## start RECORD LIST

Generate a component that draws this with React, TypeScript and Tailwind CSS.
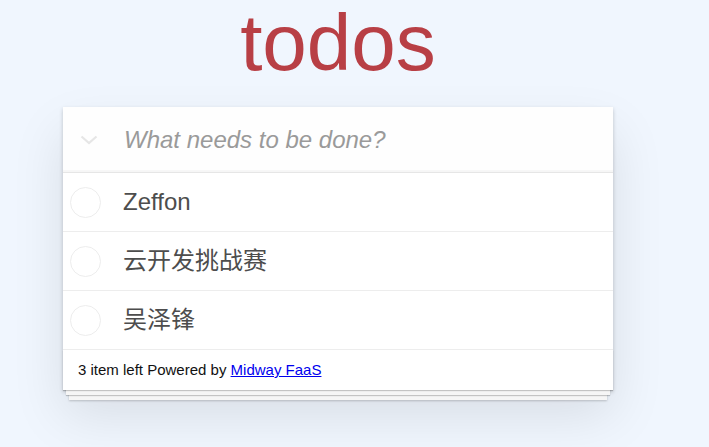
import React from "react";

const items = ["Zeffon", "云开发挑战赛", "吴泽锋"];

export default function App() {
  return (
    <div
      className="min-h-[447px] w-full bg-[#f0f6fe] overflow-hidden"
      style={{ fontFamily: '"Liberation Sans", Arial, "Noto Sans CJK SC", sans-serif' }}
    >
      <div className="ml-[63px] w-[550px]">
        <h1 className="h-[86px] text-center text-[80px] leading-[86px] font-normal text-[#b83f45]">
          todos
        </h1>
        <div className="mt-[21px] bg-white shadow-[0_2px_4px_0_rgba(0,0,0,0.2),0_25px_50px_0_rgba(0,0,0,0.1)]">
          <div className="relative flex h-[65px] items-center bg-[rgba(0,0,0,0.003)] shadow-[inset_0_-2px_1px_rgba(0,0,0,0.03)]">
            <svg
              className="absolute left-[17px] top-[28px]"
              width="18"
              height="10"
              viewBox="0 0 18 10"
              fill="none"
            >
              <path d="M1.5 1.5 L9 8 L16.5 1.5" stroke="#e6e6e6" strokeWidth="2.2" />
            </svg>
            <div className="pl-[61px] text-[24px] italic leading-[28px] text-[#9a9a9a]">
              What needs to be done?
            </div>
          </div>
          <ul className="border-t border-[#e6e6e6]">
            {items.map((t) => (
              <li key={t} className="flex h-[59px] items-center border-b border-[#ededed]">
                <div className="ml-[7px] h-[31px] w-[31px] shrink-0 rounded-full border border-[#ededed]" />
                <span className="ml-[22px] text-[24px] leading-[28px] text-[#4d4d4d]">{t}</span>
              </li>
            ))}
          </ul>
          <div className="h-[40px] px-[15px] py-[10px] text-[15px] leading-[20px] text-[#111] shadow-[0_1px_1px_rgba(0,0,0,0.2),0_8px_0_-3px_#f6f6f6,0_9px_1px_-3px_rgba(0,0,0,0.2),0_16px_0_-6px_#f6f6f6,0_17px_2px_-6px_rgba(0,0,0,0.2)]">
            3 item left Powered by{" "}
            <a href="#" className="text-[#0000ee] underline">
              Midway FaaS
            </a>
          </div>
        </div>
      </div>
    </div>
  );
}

## end RECORD LIST
## start RECORD LIST

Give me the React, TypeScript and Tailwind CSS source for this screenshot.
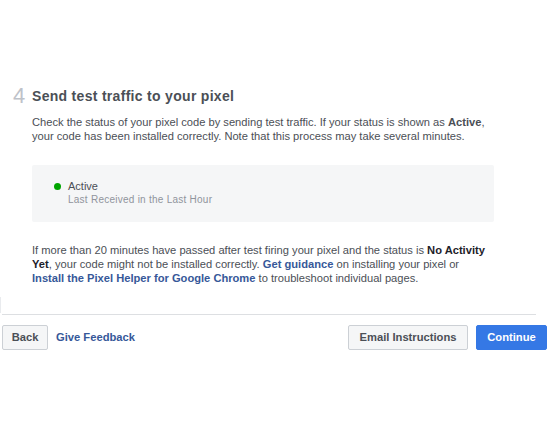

## end RECORD LIST
## start RECORD LIST

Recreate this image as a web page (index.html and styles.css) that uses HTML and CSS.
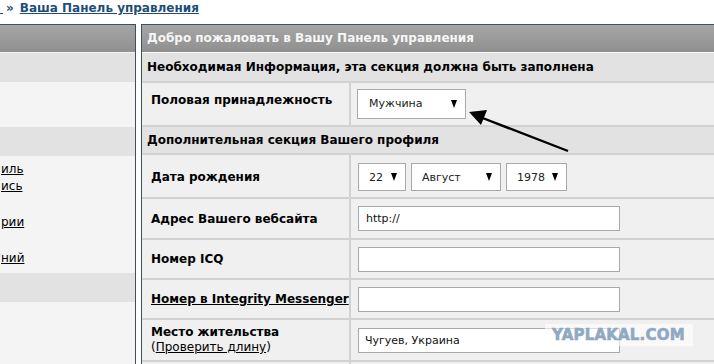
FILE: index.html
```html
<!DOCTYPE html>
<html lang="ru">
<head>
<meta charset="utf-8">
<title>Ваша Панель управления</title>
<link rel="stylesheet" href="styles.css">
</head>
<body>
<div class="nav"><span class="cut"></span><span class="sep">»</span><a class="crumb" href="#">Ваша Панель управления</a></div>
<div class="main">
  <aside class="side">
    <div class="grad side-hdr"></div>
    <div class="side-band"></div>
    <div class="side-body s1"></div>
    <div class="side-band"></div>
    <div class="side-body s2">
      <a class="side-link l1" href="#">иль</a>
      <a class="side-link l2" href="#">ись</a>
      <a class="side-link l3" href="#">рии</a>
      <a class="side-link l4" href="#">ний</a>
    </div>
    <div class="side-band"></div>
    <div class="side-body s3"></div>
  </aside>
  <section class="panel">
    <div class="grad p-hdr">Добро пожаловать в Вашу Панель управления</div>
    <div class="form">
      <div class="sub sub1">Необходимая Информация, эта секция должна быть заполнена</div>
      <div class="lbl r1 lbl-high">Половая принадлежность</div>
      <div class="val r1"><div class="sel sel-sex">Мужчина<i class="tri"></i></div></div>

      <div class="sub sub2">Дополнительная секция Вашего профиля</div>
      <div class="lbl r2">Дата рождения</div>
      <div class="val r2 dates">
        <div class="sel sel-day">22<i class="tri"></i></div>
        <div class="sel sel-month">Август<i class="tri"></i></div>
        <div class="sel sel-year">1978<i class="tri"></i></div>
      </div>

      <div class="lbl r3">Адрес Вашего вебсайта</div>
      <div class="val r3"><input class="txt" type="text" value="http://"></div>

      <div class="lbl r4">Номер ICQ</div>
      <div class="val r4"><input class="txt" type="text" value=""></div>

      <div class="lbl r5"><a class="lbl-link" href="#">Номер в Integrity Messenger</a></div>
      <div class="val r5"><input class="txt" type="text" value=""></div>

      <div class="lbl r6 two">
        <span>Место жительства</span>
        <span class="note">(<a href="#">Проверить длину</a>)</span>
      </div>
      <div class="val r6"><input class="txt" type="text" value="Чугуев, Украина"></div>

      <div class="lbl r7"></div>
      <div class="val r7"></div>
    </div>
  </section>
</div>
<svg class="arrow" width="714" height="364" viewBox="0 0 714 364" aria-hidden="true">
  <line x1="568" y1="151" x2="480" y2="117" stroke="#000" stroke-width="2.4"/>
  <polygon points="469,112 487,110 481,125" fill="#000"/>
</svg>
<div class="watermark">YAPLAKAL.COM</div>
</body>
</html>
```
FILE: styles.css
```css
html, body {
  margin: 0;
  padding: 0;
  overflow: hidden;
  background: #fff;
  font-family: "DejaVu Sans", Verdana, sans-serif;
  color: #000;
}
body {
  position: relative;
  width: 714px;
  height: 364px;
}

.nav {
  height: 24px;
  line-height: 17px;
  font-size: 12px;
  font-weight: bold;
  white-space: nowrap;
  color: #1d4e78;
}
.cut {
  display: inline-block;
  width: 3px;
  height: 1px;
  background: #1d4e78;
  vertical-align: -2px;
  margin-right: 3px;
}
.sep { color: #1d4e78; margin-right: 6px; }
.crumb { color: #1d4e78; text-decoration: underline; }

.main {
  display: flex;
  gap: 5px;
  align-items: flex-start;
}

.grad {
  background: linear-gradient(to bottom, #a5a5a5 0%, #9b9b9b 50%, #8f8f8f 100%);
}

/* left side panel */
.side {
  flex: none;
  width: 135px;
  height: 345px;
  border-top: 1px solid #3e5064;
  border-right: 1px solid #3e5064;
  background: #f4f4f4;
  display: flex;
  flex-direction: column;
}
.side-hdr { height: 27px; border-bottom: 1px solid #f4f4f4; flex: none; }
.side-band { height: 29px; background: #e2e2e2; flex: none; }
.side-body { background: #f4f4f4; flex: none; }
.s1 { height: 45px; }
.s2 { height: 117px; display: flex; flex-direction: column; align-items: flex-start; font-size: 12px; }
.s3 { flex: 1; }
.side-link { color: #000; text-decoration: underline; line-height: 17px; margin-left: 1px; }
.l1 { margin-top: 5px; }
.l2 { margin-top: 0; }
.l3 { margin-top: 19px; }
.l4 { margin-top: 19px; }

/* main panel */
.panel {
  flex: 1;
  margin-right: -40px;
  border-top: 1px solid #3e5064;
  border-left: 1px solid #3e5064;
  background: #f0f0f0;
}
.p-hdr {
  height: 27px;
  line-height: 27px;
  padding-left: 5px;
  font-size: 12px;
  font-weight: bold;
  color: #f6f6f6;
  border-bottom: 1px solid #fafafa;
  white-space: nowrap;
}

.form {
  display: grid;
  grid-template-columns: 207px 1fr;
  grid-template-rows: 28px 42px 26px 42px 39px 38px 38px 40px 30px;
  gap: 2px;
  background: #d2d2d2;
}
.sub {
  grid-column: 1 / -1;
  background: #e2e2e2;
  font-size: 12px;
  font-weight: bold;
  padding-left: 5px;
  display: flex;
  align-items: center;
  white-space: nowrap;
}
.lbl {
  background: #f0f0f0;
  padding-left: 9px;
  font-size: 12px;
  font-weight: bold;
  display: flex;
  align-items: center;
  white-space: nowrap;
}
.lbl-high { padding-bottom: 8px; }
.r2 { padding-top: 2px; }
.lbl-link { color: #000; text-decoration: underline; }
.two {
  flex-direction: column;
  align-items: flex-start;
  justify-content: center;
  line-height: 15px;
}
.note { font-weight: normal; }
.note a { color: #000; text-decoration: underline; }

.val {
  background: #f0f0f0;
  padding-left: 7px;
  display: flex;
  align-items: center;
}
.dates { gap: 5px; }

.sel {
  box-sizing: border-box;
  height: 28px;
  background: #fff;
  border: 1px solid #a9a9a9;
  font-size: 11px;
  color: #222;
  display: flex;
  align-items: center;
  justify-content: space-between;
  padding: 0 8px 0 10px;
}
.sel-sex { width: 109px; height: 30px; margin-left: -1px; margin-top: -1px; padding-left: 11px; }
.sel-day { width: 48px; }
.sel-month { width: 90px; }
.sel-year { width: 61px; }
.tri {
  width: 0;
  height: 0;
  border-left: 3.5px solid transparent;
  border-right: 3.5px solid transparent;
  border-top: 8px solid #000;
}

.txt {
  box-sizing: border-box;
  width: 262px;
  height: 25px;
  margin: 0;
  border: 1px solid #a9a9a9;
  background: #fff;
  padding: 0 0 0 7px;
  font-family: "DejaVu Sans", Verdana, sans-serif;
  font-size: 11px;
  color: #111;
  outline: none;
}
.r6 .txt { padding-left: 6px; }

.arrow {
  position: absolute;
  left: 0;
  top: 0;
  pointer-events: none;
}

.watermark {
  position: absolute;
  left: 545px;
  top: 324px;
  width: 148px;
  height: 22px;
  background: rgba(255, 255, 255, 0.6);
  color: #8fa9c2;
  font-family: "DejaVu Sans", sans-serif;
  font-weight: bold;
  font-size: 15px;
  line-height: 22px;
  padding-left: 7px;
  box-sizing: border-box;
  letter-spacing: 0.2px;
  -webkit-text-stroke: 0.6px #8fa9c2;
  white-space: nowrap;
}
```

## end RECORD LIST

**WHAT YOU SHOULD DO**
Report the number of lines holding the string "index", without any other words.

**RESPONSE FOR THIS EXERCISE**
2